▸ What is being asked: Filter the listing below, copying every line in which the word "page" appears.

━━━━

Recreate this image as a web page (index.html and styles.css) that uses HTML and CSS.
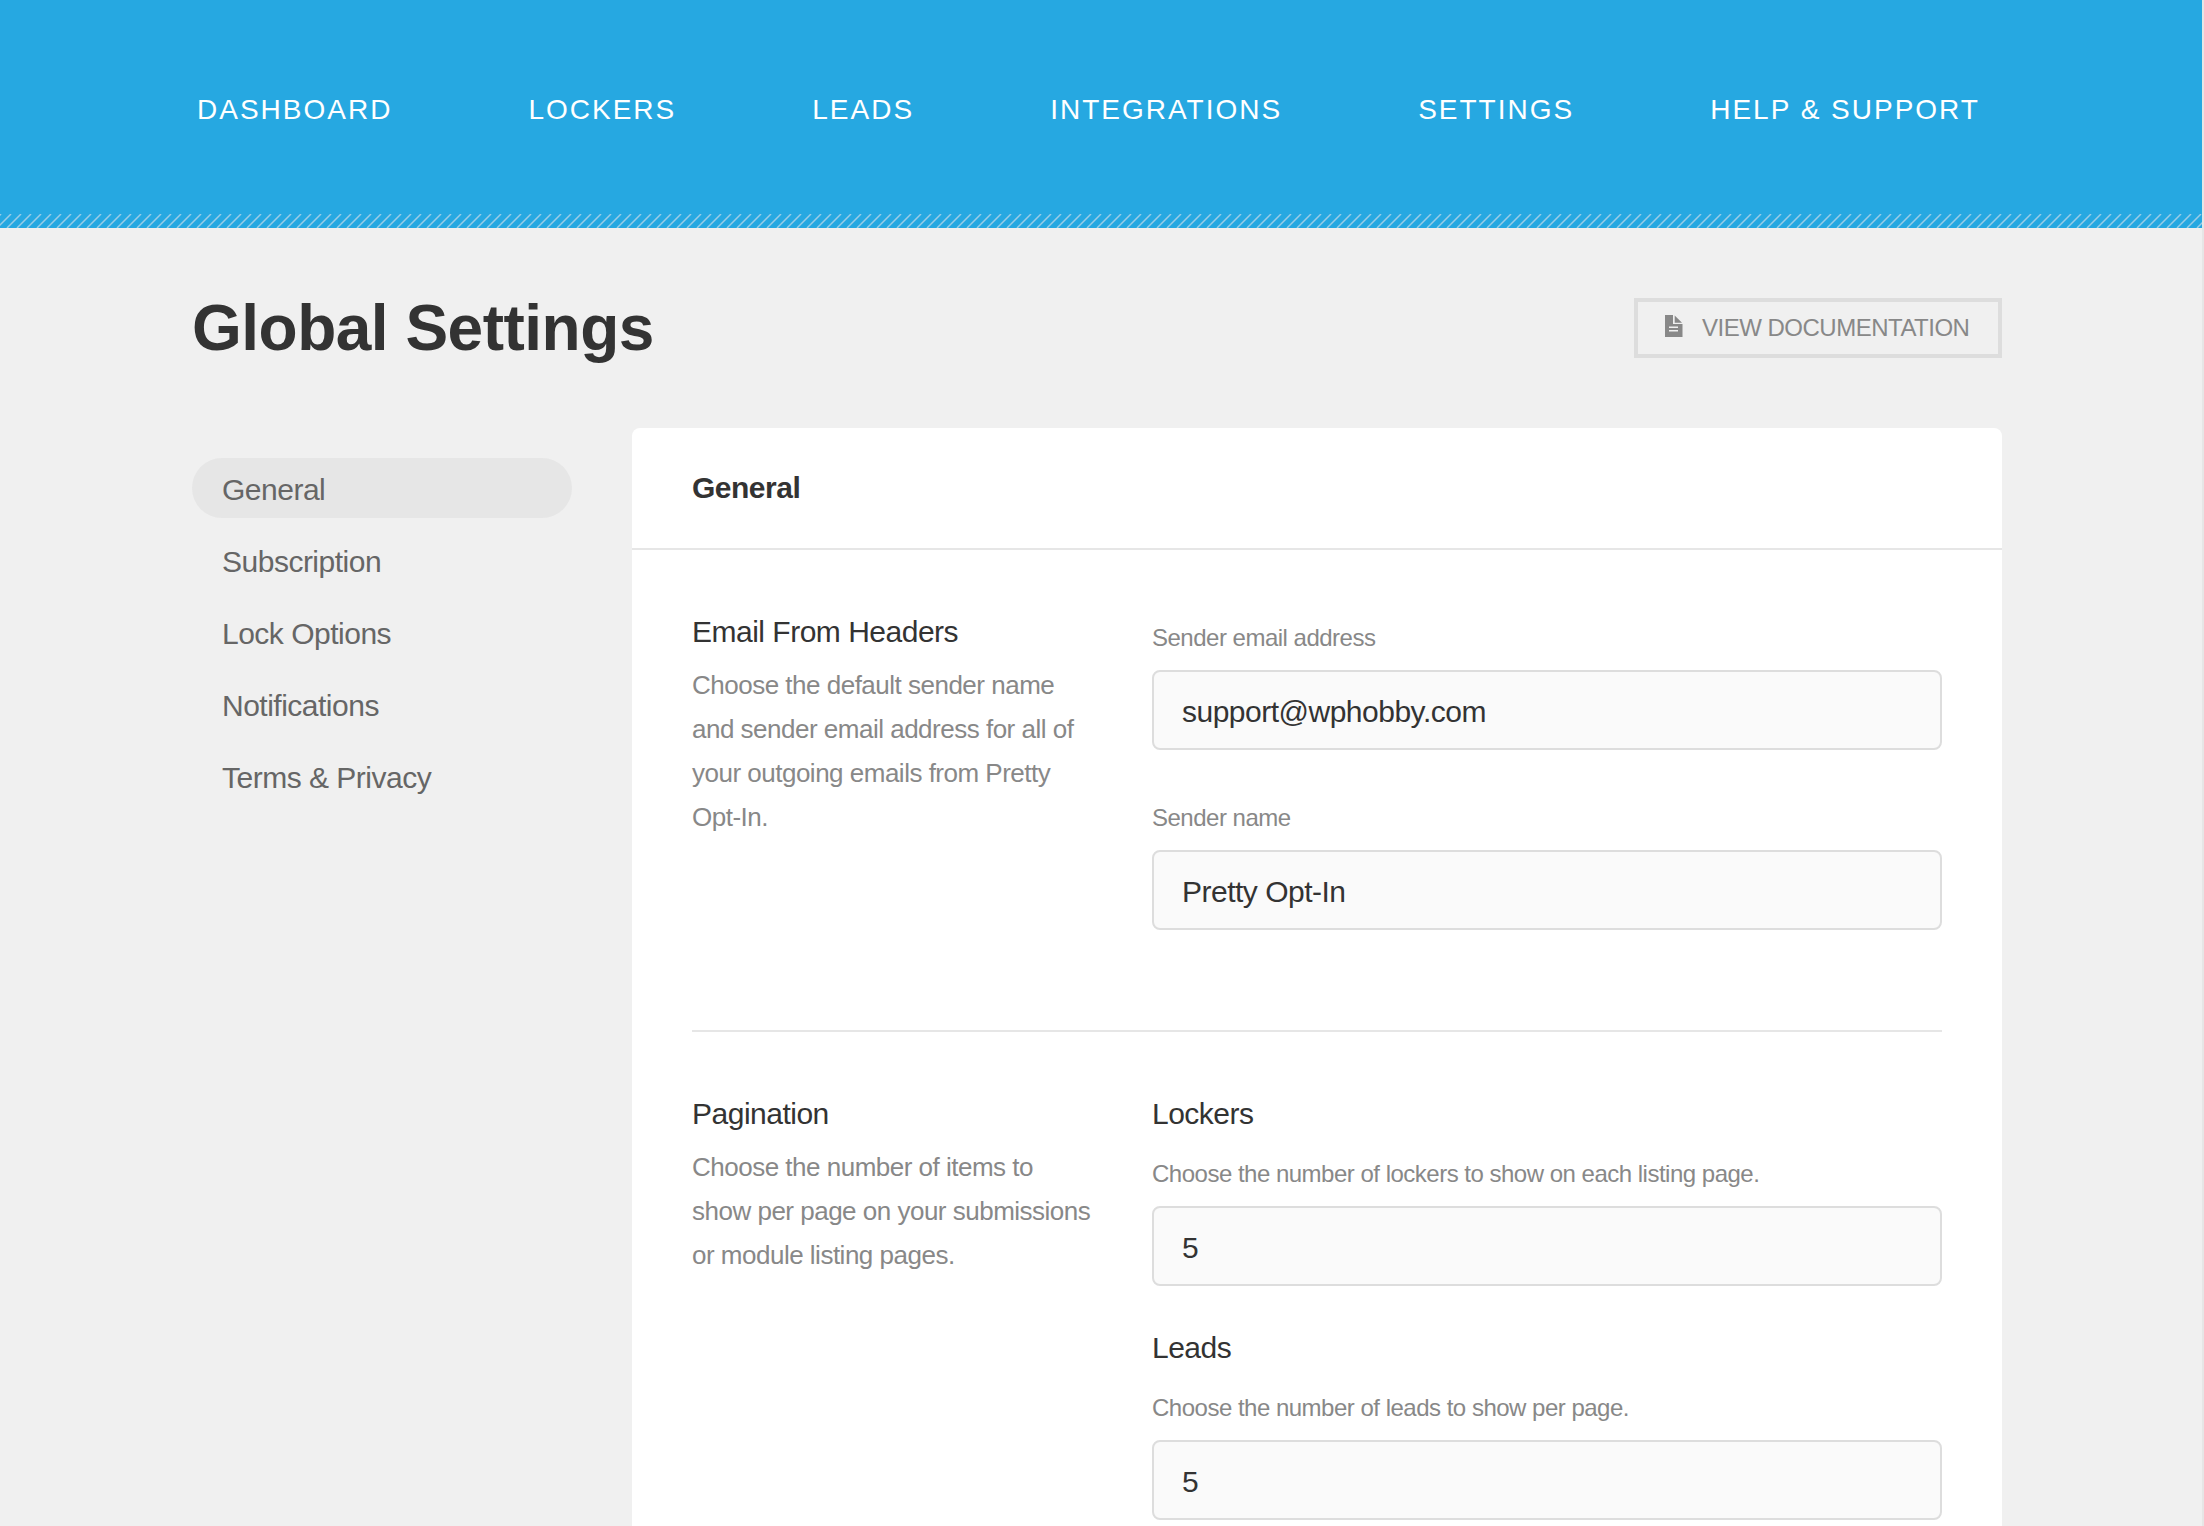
FILE: index.html
```html
<!DOCTYPE html>
<html lang="en">
<head>
<meta charset="utf-8">
<title>Global Settings</title>
<link rel="stylesheet" href="styles.css">
</head>
<body>
<div class="page">
  <header class="topbar">
    <nav class="nav">
      <a>DASHBOARD</a><a>LOCKERS</a><a>LEADS</a><a>INTEGRATIONS</a><a>SETTINGS</a><a>HELP &amp; SUPPORT</a>
    </nav>
    <svg class="stripes" width="100%" height="14" aria-hidden="true">
      <defs><pattern id="hatch" width="10" height="14" patternUnits="userSpaceOnUse">
        <path d="M-13 14 L1 0 M-3 14 L11 0 M7 14 L21 0" stroke="#9acce6" stroke-width="1.500" fill="none"/>
      </pattern></defs>
      <rect width="100%" height="14" fill="url(#hatch)"/>
    </svg>
  </header>
  <main class="content">
    <div class="heading">
      <h1>Global Settings</h1>
      <a class="doc-button">
        <svg width="18" height="22" viewBox="0 0 18 22" aria-hidden="true">
          <path fill="#888" fill-rule="evenodd" d="M0 0H8V9H17.500V22H0ZM4 11.500V13H13V11.500ZM4 15V16.500H13V15Z"/>
          <path fill="#888" d="M9.700 0.500L17 7.800H9.700Z"/>
        </svg>
        <span>VIEW DOCUMENTATION</span>
      </a>
    </div>
    <div class="columns">
      <ul class="side">
        <li class="current">General</li>
        <li>Subscription</li>
        <li>Lock Options</li>
        <li>Notifications</li>
        <li>Terms &amp; Privacy</li>
      </ul>
      <section class="panel">
        <h2>General</h2>
        <div class="row row-first">
          <div class="about">
            <h3>Email From Headers</h3>
            <p>Choose the default sender name and sender email address for all of your outgoing emails from Pretty Opt-In.</p>
          </div>
          <div class="fields fields-plain">
            <div class="field"><label>Sender email address</label><div class="input">support@wphobby.com</div></div>
            <div class="field"><label>Sender name</label><div class="input">Pretty Opt-In</div></div>
          </div>
        </div>
        <div class="row">
          <div class="about">
            <h3>Pagination</h3>
            <p>Choose the number of items to show per page on your submissions or module listing pages.</p>
          </div>
          <div class="fields">
            <div class="field"><h3>Lockers</h3><label>Choose the number of lockers to show on each listing page.</label><div class="input">5</div></div>
            <div class="field"><h3>Leads</h3><label>Choose the number of leads to show per page.</label><div class="input">5</div></div>
          </div>
        </div>
      </section>
    </div>
  </main>
</div>
</body>
</html>
```
FILE: styles.css
```css
* { box-sizing: border-box; margin: 0; padding: 0; }
html { background: #e6e6e6; }
body {
  height: 1526px;
  overflow: hidden;
  padding-right: 2px;
  font-family: "Liberation Sans", Arial, sans-serif;
  font-size: 30px;
  letter-spacing: -0.5px;
  color: #333;
}
.page { height: 1526px; overflow: hidden; background: #f0f0f0; }

.topbar { display: flex; flex-direction: column; height: 228px; background: #26a8e1; }
.nav {
  flex: 1;
  display: flex;
  justify-content: space-between;
  width: 1783px;
  margin-left: 197px;
  padding-top: 90px;
  font-size: 28px;
  line-height: 40px;
  letter-spacing: 2px;
  color: #fff;
}
.stripes { display: block; }

.content { width: 1810px; margin-left: 192px; }
.heading { display: flex; justify-content: space-between; align-items: center; height: 200px; }
h1 { font-size: 64px; line-height: 80px; }
.doc-button {
  display: flex;
  align-items: center;
  width: 368px;
  height: 60px;
  padding-left: 27px;
  border: 4px solid #ddd;
  font-size: 24px;
  color: #888;
}
.doc-button svg { margin: 0 19px 4px 0; }

.columns { display: flex; gap: 60px; }
.side { width: 380px; padding-top: 30px; list-style: none; color: #666; }
.side li { height: 60px; margin-bottom: 12px; padding: 2px 30px 0; border-radius: 30px; line-height: 60px; }
.side .current { background: #e6e6e6; }

.panel { width: 1370px; height: 1200px; background: #fff; border-radius: 8px; }
h2 { height: 122px; padding-left: 60px; border-bottom: 2px solid #e6e6e6; font-size: 30px; line-height: 120px; }
h3 { font-size: 30px; font-weight: 400; line-height: 44px; }
.row { display: flex; justify-content: space-between; margin: 0 60px; padding-top: 60px; }
.row-first { height: 482px; border-bottom: 2px solid #e6e6e6; }
.about { width: 402px; }
.about p { margin-top: 9px; font-size: 26px; line-height: 44px; color: #888; }
.fields { display: flex; flex-direction: column; gap: 40px; width: 790px; }
.fields-plain { gap: 48px; padding-top: 8px; }
.field { display: flex; flex-direction: column; }
.field h3 { margin-bottom: 18px; }
label { font-size: 24px; line-height: 40px; color: #888; }
.input {
  height: 80px;
  margin-top: 12px;
  padding: 2px 28px 0;
  border: 2px solid #ddd;
  border-radius: 8px;
  background: #fafafa;
  line-height: 76px;
}
```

━━━━

▸ Correct response:
Recreate this image as a web page (index.html and styles.css) that uses HTML and CSS.
<div class="page">
            <p>Choose the number of items to show per page on your submissions or module listing pages.</p>
            <div class="field"><h3>Lockers</h3><label>Choose the number of lockers to show on each listing page.</label><div class="input">5</div></div>
            <div class="field"><h3>Leads</h3><label>Choose the number of leads to show per page.</label><div class="input">5</div></div>
.page { height: 1526px; overflow: hidden; background: #f0f0f0; }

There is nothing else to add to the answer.